The next day I got a long black (Americano) from the coffee bar in the hotel lobby and tried the “Tim Tam Slam.” The cookie just melted and I dropped it in the coffee. Might have worked better if the coffee hadn’t been so hot.

That day we had signed up for a Savannah Walkabout along with Seanan McGuire, two other fans, and four non-fans. The point of this expedition was to view Australian fauna in the wild; if this had been Africa it would have been a safari. We drove out into the boonies (passing through the small town of Little River, after which the band is named, to You Yangs Park and Serendip Park), viewing a billabong (Australian oasis) and many cockatoos, corellas, magpies, gullahs, and other birds along the way. In the park we were joined by a nature guide who had been out spotting koalas for us; she led us to three of them, munching contentedly in their trees. After lunch and the Billy Tea Ceremony (which consists of swinging the billy (kettle) rapidly over your head to settle the sediments) we went off looking for kangaroos and emus. (How to tell the difference between a kangaroo and a wallaby: if you see one by itself and it’s less than waist-high it’s probably a wallaby; bigger and in mobs are kangaroos. “We’re not a mob,” said Seanan. “We are respectable business marsupials.”) We stalked the wild kangaroo and emu all afternoon, sneaking to within good binocular distance of the kangaroos and closer to the emus.
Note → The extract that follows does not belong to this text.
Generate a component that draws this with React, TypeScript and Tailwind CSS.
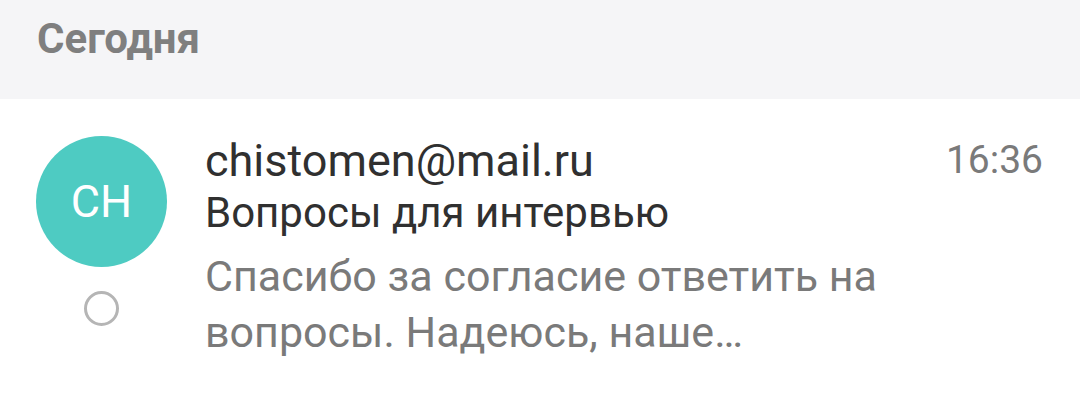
import React from 'react'

const MailItem = () => {
  return (
    <div className="flex pl-[36px] pr-[37px] pt-[37px]">
      <div className="flex flex-col items-center w-[131px] shrink-0">
        <div className="w-[131px] h-[131px] rounded-full bg-[#4ecbc2] flex items-center justify-center text-white text-[45px] leading-none">
          CH
        </div>
        <div className="mt-[24px] w-[35px] h-[35px] rounded-full border-[3px] border-[#b5b5b5]" />
      </div>
      <div className="flex-1 ml-[38px]">
        <div className="text-[45px] leading-[49px] text-[#303030]">chistomen@mail.ru</div>
        <div className="mt-[3px] text-[42px] leading-[49px] text-[#303030]">Вопросы для интервью</div>
        <div className="mt-[11px] text-[43px] leading-[56px] text-[#7a7a7a]">
          <div className="whitespace-nowrap">Спасибо за согласие ответить на</div>
          <div className="whitespace-nowrap">вопросы. Надеюсь, наше…</div>
        </div>
      </div>
      <div className="text-[39px] leading-[49px] text-[#7a7a7a]">16:36</div>
    </div>
  )
}

const App = () => {
  return (
    <div className="w-[1080px] h-[407px] bg-white overflow-hidden font-['Roboto',sans-serif]">
      <div className="h-[99px] bg-[#f5f5f7] pl-[37px] pt-[18px]">
        <span className="text-[42px] leading-none font-bold text-[#7f7f7f]">Сегодня</span>
      </div>
      <MailItem />
    </div>
  )
}

export default App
The kangaroos and emus hang around together; the emus, being faster, provide an early warning system for the kangaroos. The ‘roos watched us at all times while we were near, and when we got too close (or when, for reasons of their own, they decided to move) they loped gently and silently away. We also saw the skeletonized remains of a ‘roo, which Seanan found fascinating (but she did not wish on its paw; probably wise). An exceptional day.

Today we checked out of our pre-con hotel and met up with Murray Moore, Leslie Turek, Pricilla Olsen, Karen Schaffer, Mike Ward, Andy Porter, and others to visit Bruce Gillespie and Elaine Cochrane and their suburban home, cats, garden, and collection of Ditmars. Elaine fixed us a delightful lunch and we spent the middle part of the day smoffing and chatting about fanzines. Then we returned to Melbourne, dragged our bags over to the con hotel, and checked in. The brand-new South Wharf Hilton has a lot of dark wood and glass and feels like the Doug Fir restaurang in Portland. We met George R. R. Martin, Amy Thomson, and John Scalzi in the hotel lobby, and had dinner with Lenore Jones at Cafe Keyif across the river (“on the mainland” says Kate). As we were finishing up dinner, Doug Faunt came in and we chatted with him for a while before returning to our hotel. We didn’t manage to get registered at the con but our convention has already begun.
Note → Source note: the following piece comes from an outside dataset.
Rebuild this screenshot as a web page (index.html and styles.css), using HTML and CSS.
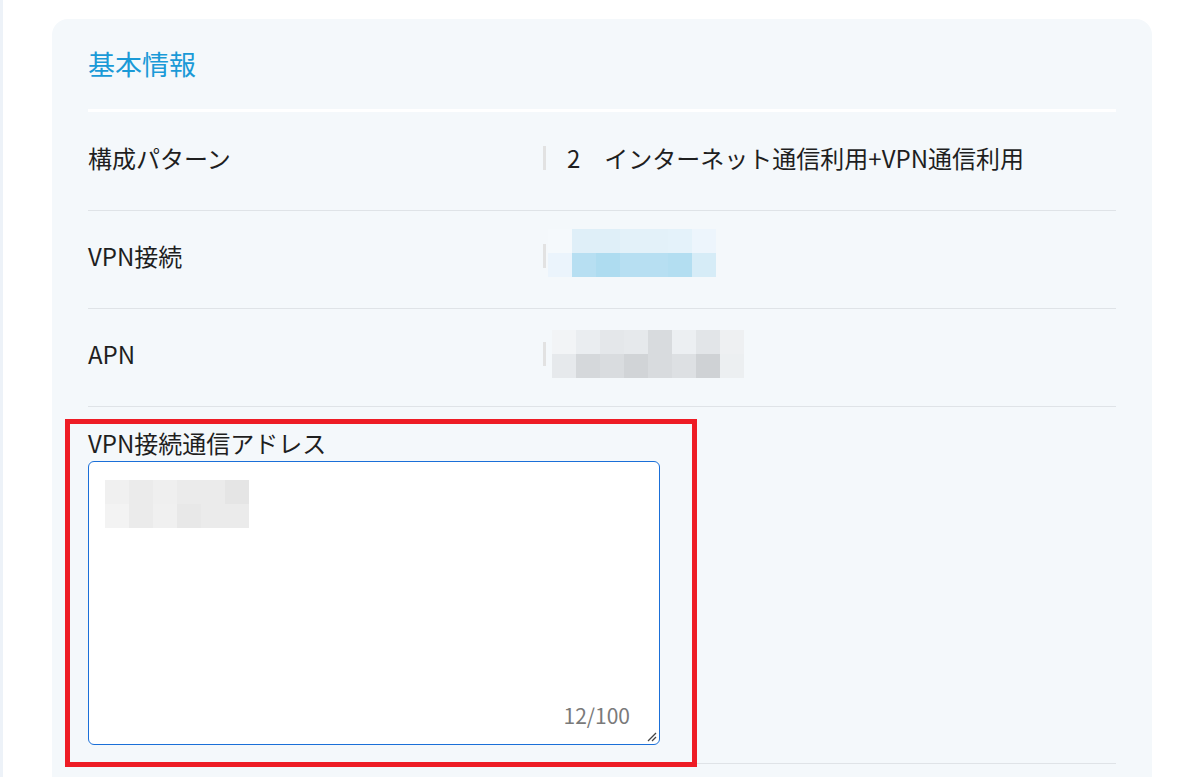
FILE: index.html
```html
<!DOCTYPE html>
<html lang="ja">
<head>
  <meta charset="UTF-8" />
  <meta name="viewport" content="width=device-width, initial-scale=1.0"/>
  <title>基本情報</title>
  <link rel="stylesheet" href="styles.css">
</head>
<body>
  <div class="page">
    <div class="card">
      <h2 class="card-title">基本情報</h2>

      <div class="row row-first">
        <div class="label">構成パターン</div>
        <div class="value"><span class="bar"></span><span>2　インターネット通信利用+VPN通信利用</span></div>
      </div>

      <div class="row">
        <div class="label">VPN接続</div>
        <div class="value"><span class="bar"></span><div class="mosaic mosaic-vpn" id="mosaicVpn"></div></div>
      </div>

      <div class="row">
        <div class="label">APN</div>
        <div class="value"><span class="bar"></span><div class="mosaic mosaic-apn" id="mosaicApn"></div></div>
      </div>

      <div class="field">
        <div class="highlight"></div>
        <label class="field-label">VPN接続通信アドレス</label>
        <div class="textbox">
          <div class="mosaic mosaic-addr" id="mosaicAddr"></div>
          <span class="counter">12/100</span>
          <svg class="grip" width="10" height="10" viewBox="0 0 10 10">
            <line x1="1" y1="9" x2="9" y2="1" stroke="#444" stroke-width="1.2"/>
            <line x1="5" y1="9" x2="9" y2="5" stroke="#444" stroke-width="1.2"/>
          </svg>
        </div>
      </div>

      <div class="row row-empty"></div>
    </div>
  </div>

  <script>
    // blurred values: two rows of 24px tiles each
    const mosaics = {
      mosaicVpn: [
        ["#f5f9fc", "#dfeff8", "#dfeff8", "#e3f1f9", "#e3f1f9", "#e4f2fa", "#edf5fc"],
        ["#ebf4fc", "#b7dff2", "#aedcf0", "#b7dff2", "#b7dff2", "#b3def1", "#d6ecf7"]
      ],
      mosaicApn: [
        ["#f2f4f6", "#eaedf0", "#e4e7ea", "#e6e9ec", "#d8dbde", "#eceff2", "#e2e5e8", "#eef0f2"],
        ["#e6e9ec", "#d5d8db", "#d9dcdf", "#d1d4d7", "#d8dbde", "#dde0e3", "#cfd2d5", "#eceff1"]
      ],
      mosaicAddr: [
        ["#f0f0f0", "#ebebeb", "#efefef", "#ebebeb", "#ebebeb", "#e5e5e5"],
        ["#f3f3f3", "#ebebeb", "#f0f0f0", "#e8e8e8", "#ebebeb", "#ebebeb"]
      ]
    };

    Object.keys(mosaics).forEach(id => {
      const box = document.getElementById(id);
      const rows = mosaics[id];
      box.style.gridTemplateColumns = `repeat(${rows[0].length}, 24px)`;
      rows.forEach(row => {
        row.forEach(color => {
          const tile = document.createElement("span");
          tile.style.background = color;
          box.appendChild(tile);
        });
      });
    });
  </script>
</body>
</html>
```

FILE: styles.css
```css
* { box-sizing: border-box; }
body {
  margin: 0;
  background: #fff;
  font-family: "Noto Sans CJK JP", "Noto Sans", sans-serif;
  color: #1f1f1f;
}

.page {
  border-left: 3px solid #edf2f8;
  min-height: 777px;
  padding-top: 19px;
}

.card {
  margin-left: 49px;
  width: 1100px;
  padding: 0 36px 40px;
  background: #f4f8fb;
  border-radius: 16px 16px 0 0;
}

.card-title {
  margin: 0;
  padding: 24px 0;
  font-size: 27px;
  font-weight: normal;
  line-height: 42px;
  color: #1a9ad7;
  border-bottom: 3px solid #fff;
}

.row {
  display: grid;
  grid-template-columns: 455px 1fr;
  align-items: start;
  padding: 27px 0 34px;
  border-bottom: 1px solid #dfe3e7;
  font-size: 24px;
  line-height: 36px;
}
.row-first { padding-top: 28px; }
.row-empty { padding: 0; border: none; }

.value {
  display: flex;
  align-items: center;
  height: 36px;
}
.bar {
  width: 3px;
  height: 24px;
  background: #e2e2e2;
  margin-right: 21px;
  flex-shrink: 0;
}

.mosaic {
  display: grid;
  grid-auto-rows: 24px;
}
.mosaic-vpn { margin: 0 0 0 -19px; transform: translateY(-3px); }
.mosaic-apn { margin: 0 0 0 -15px; transform: translateY(0); }

.field {
  position: relative;
  padding: 18px 0;
  border-bottom: 1px solid #dfe3e7;
}
.field-label {
  display: block;
  font-size: 24px;
  line-height: 36px;
}

.textbox {
  position: relative;
  width: 572px;
  height: 284px;
  background: #fff;
  border: 1px solid #1a6fd8;
  border-radius: 6px;
  padding: 18px 16px;
}
.mosaic-addr { width: max-content; }

.counter {
  position: absolute;
  right: 29px;
  bottom: 18px;
  font-size: 21px;
  line-height: 22px;
  color: #7a7a7a;
}
.grip {
  position: absolute;
  right: 2px;
  bottom: 2px;
}

/* red annotation frame */
.highlight {
  position: absolute;
  left: -23px;
  top: 12px;
  width: 632px;
  height: 348px;
  border: 5px solid #ee1c25;
  pointer-events: none;
}
```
We didn’t take this picture but the penguins are that small, that close, and that cute


Jeanine, our guide for the Savanna Walkabout


Took this shot of some ‘roos through my binoculars


Emus and kangaroos together


Jeanine and emus


Seanan was thrilled by the dead kangaroo


We got closer to the emus than the kangaroos

Happy Melbourne Day!

We’re having a great time in Melbourne, but haven’t blogged because free wi-fi isn’t widely available. Today is Melbourne Day, the 175th anniversary of the city’s founding. We saw a couple of hot-air balloons from our 28th floor balcony this morning.

The flight to Australia was about as painless as one could hope for. We’d upgraded to business class using miles and got these great lie-flat seats. I slept about 7 hours and spent the rest of the time eating and working on my current YA SF novel (it’s not going well, alas). On the first day we managed to keep going until dark and then crashed at 8 or 9, waking up around 6 the next morning, so we’re working on approximately Australia time, which is not to say we aren’t suffering from jet lag. It’s hard to tell the difference between jet lag and fatigue from touristing too hard.
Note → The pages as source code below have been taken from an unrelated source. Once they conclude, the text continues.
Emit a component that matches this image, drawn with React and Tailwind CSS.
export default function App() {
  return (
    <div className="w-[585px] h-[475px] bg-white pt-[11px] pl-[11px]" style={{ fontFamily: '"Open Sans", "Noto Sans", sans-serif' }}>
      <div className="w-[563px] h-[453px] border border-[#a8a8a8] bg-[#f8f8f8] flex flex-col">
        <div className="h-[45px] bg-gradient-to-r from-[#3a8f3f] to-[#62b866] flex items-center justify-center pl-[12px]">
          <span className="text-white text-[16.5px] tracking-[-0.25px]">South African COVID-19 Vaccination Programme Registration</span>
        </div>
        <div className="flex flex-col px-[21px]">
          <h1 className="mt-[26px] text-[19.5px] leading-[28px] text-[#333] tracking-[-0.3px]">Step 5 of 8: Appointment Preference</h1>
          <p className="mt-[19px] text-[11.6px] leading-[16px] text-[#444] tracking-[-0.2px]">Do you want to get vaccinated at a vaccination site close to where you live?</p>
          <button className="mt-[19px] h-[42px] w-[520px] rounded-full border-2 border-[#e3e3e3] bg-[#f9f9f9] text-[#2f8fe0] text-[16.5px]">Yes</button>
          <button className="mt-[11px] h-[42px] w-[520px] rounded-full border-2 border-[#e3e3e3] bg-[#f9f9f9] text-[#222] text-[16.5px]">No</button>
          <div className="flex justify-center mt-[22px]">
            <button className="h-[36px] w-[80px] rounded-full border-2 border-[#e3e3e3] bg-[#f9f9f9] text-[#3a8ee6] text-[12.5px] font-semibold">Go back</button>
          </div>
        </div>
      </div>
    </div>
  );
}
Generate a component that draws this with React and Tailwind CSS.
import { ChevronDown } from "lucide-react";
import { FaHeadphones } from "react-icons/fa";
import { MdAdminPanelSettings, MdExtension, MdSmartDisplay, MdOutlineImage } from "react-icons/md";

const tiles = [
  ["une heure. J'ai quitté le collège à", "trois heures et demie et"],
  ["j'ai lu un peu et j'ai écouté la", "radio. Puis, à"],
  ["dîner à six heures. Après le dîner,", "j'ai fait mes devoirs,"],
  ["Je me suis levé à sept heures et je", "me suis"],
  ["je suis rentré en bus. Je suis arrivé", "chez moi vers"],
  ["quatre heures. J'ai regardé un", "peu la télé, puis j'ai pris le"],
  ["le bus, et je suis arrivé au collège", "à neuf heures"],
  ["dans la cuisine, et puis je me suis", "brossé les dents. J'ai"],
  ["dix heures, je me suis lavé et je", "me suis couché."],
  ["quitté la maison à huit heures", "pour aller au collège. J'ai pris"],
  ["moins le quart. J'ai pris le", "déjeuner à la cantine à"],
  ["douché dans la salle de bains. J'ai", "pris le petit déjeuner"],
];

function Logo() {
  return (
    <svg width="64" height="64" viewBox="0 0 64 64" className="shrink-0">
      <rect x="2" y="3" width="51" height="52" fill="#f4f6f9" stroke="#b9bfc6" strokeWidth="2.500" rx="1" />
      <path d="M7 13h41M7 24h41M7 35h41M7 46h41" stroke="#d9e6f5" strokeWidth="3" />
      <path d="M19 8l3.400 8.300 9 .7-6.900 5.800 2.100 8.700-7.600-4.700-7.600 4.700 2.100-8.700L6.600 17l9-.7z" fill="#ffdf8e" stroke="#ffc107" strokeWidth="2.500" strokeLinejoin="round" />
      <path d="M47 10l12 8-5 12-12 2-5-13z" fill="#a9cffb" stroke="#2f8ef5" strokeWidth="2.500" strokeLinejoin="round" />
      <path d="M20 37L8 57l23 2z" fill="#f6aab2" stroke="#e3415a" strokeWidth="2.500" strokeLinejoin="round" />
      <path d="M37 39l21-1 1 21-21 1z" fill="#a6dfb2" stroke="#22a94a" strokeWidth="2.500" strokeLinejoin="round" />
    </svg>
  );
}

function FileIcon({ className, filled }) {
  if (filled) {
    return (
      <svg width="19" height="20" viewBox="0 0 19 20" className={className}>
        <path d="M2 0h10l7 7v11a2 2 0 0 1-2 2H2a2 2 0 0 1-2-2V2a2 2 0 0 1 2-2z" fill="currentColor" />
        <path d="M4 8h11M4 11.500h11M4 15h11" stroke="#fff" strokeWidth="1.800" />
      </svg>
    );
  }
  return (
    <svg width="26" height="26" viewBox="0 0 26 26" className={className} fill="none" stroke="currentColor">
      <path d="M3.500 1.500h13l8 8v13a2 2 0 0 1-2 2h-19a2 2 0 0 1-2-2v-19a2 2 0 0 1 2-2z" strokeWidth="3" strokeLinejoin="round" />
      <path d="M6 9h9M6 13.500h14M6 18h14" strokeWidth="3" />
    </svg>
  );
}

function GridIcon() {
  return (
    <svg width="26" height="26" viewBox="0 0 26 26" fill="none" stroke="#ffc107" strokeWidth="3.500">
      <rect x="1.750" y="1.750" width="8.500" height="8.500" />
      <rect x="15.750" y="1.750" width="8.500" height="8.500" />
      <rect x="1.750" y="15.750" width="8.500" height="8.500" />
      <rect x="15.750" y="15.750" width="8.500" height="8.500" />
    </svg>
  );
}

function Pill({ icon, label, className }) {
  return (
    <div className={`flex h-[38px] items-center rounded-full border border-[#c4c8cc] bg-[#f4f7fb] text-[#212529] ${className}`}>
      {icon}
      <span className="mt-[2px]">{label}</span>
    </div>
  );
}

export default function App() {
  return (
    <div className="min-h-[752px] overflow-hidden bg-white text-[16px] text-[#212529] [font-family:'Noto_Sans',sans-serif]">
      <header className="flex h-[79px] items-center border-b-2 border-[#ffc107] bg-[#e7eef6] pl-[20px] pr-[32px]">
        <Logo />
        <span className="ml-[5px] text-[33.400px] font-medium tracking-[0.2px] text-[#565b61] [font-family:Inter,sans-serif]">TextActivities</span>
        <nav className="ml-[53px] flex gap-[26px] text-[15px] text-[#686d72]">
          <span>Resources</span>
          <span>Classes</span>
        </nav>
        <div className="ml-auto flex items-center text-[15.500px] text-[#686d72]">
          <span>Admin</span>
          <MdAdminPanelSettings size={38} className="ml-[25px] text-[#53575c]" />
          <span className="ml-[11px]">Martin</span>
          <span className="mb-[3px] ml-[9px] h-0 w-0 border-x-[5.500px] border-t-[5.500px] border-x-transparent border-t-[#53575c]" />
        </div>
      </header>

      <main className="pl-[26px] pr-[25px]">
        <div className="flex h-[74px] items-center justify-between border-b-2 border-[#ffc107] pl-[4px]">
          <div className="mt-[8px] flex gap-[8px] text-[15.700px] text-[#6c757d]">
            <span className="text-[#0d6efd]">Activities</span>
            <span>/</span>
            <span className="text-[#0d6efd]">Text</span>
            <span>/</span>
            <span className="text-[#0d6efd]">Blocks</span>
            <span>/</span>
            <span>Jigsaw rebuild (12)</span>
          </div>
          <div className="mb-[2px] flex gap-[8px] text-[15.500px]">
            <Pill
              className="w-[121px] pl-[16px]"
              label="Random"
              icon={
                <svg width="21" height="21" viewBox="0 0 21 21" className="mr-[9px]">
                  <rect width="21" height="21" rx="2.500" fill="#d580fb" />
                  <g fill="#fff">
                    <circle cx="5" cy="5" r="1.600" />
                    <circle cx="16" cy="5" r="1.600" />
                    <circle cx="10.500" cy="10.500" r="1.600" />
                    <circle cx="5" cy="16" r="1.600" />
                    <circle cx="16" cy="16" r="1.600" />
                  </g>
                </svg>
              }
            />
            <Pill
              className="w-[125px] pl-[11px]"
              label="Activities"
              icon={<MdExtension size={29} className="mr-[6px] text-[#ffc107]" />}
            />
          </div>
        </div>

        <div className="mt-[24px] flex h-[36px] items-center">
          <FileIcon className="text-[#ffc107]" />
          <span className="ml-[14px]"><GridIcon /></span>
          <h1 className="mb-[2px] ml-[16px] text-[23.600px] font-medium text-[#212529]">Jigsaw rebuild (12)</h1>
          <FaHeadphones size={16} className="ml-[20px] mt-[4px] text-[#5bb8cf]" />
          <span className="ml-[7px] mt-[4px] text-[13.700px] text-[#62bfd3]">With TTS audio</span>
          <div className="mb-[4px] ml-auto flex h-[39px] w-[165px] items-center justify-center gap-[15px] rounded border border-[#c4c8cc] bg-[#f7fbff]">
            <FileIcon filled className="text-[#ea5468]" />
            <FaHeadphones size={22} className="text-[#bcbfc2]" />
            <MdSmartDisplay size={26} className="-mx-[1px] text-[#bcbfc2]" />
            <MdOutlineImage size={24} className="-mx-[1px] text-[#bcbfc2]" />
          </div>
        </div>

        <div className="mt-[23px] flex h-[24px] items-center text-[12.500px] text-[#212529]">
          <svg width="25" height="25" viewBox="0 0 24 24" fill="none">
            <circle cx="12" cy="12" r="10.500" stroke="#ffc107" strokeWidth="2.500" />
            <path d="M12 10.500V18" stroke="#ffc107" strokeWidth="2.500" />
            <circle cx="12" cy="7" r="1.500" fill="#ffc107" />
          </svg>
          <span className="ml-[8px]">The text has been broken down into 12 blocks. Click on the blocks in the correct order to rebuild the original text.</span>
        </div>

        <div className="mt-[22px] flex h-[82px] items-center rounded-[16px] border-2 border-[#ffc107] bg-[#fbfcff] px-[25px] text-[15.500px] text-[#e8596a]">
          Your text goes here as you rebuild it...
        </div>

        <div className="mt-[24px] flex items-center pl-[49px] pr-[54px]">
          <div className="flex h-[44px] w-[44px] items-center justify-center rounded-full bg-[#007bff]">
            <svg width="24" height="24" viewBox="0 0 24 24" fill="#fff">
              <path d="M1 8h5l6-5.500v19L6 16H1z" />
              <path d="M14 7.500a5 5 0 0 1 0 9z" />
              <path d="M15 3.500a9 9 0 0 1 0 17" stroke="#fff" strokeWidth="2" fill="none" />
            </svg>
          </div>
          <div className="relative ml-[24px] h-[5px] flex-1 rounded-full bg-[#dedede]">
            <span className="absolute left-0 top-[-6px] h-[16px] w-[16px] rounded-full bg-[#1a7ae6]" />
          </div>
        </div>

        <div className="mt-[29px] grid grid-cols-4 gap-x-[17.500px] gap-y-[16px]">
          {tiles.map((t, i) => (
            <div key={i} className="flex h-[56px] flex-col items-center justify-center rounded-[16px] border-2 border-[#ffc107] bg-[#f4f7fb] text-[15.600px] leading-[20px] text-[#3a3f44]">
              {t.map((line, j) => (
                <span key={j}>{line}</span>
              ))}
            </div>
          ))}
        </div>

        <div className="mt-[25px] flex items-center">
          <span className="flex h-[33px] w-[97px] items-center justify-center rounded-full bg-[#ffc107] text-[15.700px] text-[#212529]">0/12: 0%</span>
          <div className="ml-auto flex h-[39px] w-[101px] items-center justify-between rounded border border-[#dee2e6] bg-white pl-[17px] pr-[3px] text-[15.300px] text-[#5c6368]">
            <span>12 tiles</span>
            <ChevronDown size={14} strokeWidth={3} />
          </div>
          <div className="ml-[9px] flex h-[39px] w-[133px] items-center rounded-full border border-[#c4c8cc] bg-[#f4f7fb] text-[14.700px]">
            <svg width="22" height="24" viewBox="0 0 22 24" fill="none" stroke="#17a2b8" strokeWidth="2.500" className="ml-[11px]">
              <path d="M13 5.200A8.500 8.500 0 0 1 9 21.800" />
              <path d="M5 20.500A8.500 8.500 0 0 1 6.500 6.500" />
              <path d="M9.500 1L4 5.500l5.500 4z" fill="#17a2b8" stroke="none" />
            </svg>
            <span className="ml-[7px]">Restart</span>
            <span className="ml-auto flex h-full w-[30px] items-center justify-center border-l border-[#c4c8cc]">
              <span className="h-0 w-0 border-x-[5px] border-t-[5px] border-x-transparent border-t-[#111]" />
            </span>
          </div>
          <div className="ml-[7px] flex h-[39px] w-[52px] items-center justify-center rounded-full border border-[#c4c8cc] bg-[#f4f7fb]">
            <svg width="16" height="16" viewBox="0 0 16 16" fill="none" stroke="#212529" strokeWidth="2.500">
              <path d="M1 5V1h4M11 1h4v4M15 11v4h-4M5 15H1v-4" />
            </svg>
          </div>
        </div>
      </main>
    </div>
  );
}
Melbourne in August reminds me a lot of Vancouver in November (though not quite so cold) — multinational, multilingual, multicultural, and subtly not-American. It’s a very civilized place, very walkable and well-supplied with trams, and the tourist info office in Federation Square is top-notch. Many fine cafes and shops and much cool architecture can be found in the chaotic network of “laneways” that fill the spaces between major streets. We also haven’t had a bad meal or a bad cup of coffee yet. Given Australia’s location it’s not surprising that there are a lot of Indonesian, Malaysian, Chinese, and Indian restaurants, also Bangladeshi and Nepalese. Many aspects of the language here strike me as a weird mix of American and British; for example, tickets are one-way and return (American: one-way and round-trip, British: single and return) and the Parliament consists of two houses called the House and the Senate. Australia also has its very own words for many things, such as coffee (a “flat white” is a latte with no foam, a “short black” a shot of espresso, and a “long black” an Americano).

So far we’ve been touristing around Melbourne’s central business district, including the Tim Burton exhibit at the Australia Center for the Moving Image (ACMI). Spending that much time in Tim Burton’s head was kind of disturbing. Also very cool at ACMI was their exhibit on the history of film and video in Australia, including some snippets of Skippy the Bush Kangaroo. That kangaroo could do some amazing things, including getting letters out of the mailbox and reading them — Lassie was a piker by comparison. Also on display: a replica of the Last of the V-8 Interceptors. Yesterday afternoon we took the tram to St. Kilda, a slightly shabby beachfront tourist town featuring keen little amusement park Luna Park. I can’t imagine how crowded it would be on a summer Saturday.

Random notes and pics:

  • My god, the moon really is upside-down here!
  • Both Sydney and Melbourne from the air are a sea of tight-packed single-family houses, with remarkable uniformity of roof (all hipped, all red-tiled).
  • All my instincts about “what is that bird” are wrong. Both crows and seagulls look almost the same as back home but sound very different. Pigeons, though, are still pigeons.
  • Fluffy gray-green eucalypts look like lichen trees on a model railroad layout.
  • Vegemite spread thin on a toasted English muffin is actually quite nice. Tim Tams cookies also very nice; have not yet tried the apparently traditional “nibble off two opposite corners and suck hot coffee or tea through the Tim Tam” thing.